A questa spaccatura se ne aggiungevano altre due, createsi nel centro-nord: quella tra la Resistenza e la Repubblica sociale e quella tra l’insieme degli impegnati in vario modo nella guerra civile e la cosiddetta zona grigia.
Sulla scorta delle riflessioni di Pavone a proposito della guerra civile, Fabio Fabbri ne Le origini della guerra civile. L’Italia dalla Grande guerra al fascismo 1918-192116 ha proposto di superare la tradizionale scansione storiografica che vede succedersi nell’Italia del primo dopoguerra un biennio rosso (caratterizzato soprattutto da agitazioni e scioperi operai) e un biennio nero (di reazione e di controrivoluzione preventiva) e di compattare questi due bienni in un unico forte momento di conflittualità che definisce di guerra civile.
Secondo Fabbri, a supportare questa considerazione sono la presenza del fenomeno squadrista e le sue pratiche violente, che segnano in maniera indelebile i difficili anni del primo dopoguerra italiano.

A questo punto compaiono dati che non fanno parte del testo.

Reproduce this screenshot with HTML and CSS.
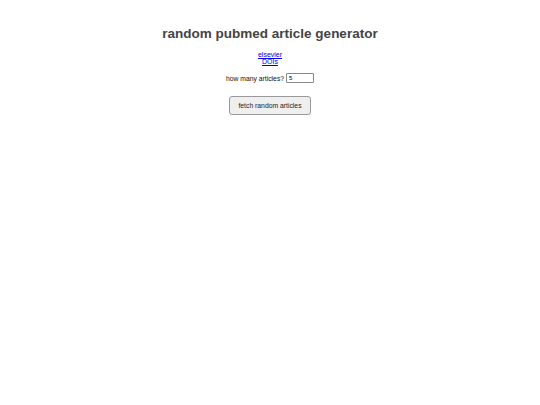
FILE: index.html
```html
<!DOCTYPE html>
<html>
<head>
<meta charset="utf-8">
<link rel="stylesheet" href="styles.css">
</head>
<body>
<div class="page">
  <h1 class="title">random pubmed article generator</h1>
  <div class="links">
    <a href="#">elsevier</a>
    <a href="#">DOIs</a>
  </div>
  <div class="count">
    <label for="n">how many articles?</label>
    <input id="n" class="num" type="text" value="5">
  </div>
  <button class="fetch">fetch random articles</button>
</div>
</body>
</html>
```

FILE: styles.css
```css
html, body {
  margin: 0;
  padding: 0;
  background: #fff;
}
.page {
  display: flex;
  flex-direction: column;
  align-items: center;
  font-family: "Liberation Sans", Arial, sans-serif;
  color: #111;
  padding-top: 25px;
}
.title {
  margin: 0;
  font-size: 13.5px;
  font-weight: bold;
  color: #444;
  line-height: 18px;
}
.links {
  margin-top: 8px;
  display: flex;
  flex-direction: column;
  align-items: center;
  font-size: 7px;
  line-height: 7px;
}
.links a {
  color: #00e;
}
.count {
  margin-top: 8px;
  display: flex;
  align-items: center;
  gap: 2px;
  font-size: 6.8px;
}
.num {
  width: 22px;
  height: 6px;
  padding: 1px 2px;
  font-size: 6px;
  font-family: "Liberation Sans", Arial, sans-serif;
  border: 1px solid #888;
  border-radius: 1px;
}
.fetch {
  margin-top: 13px;
  width: 82px;
  height: 19px;
  font-size: 6.8px;
  font-family: "Liberation Sans", Arial, sans-serif;
  color: #222;
  background: #efefef;
  border: 1px solid #999;
  border-radius: 3px;
  padding: 0;
}
```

In particolare, sono riconducibili a un contesto di conflitto civile: la scelta delle vittime in base al loro status sociale e al ruolo che queste ricoprivano, la decapitazione dei vertici politico-sindacali della parte avversa, la convinzione di dover estirpare un cancro anti-nazionale dal corpus sociale.
A confermare la legittimità dell’utilizzo di questa categoria, sta il fatto che tra i contemporanei fosse diffusa la percezione di trovarsi coinvolti in un conflitto di questo tipo (Mussolini, per esempio, definì l’assalto alla sede dell’Avanti «il primo atto della guerra civile17»).
L’impiego della categoria di guerra civile permette una lettura sostanzialmente nuova e originale, perché veicola l’idea che la guerra civile abbia avuto un impatto di lunga durata sulla società italiana: il conflitto scoppiato dopo l’8 settembre del ’43, all’annuncio dell’armistizio, fu una continuazione e una chiusura dei conti di un conflitto iniziato già nel 1919, quando i fascisti cercarono di creare una separazione tra nazionali e anti-nazionali.
La chiave di lettura proposta da Pavone permette di capire meglio quello che successe dopo il ’43, ad esempio i motivi dell’odio così radicale tra fascisti e antifascisti, e alcuni episodi di violenza del secondo dopoguerra.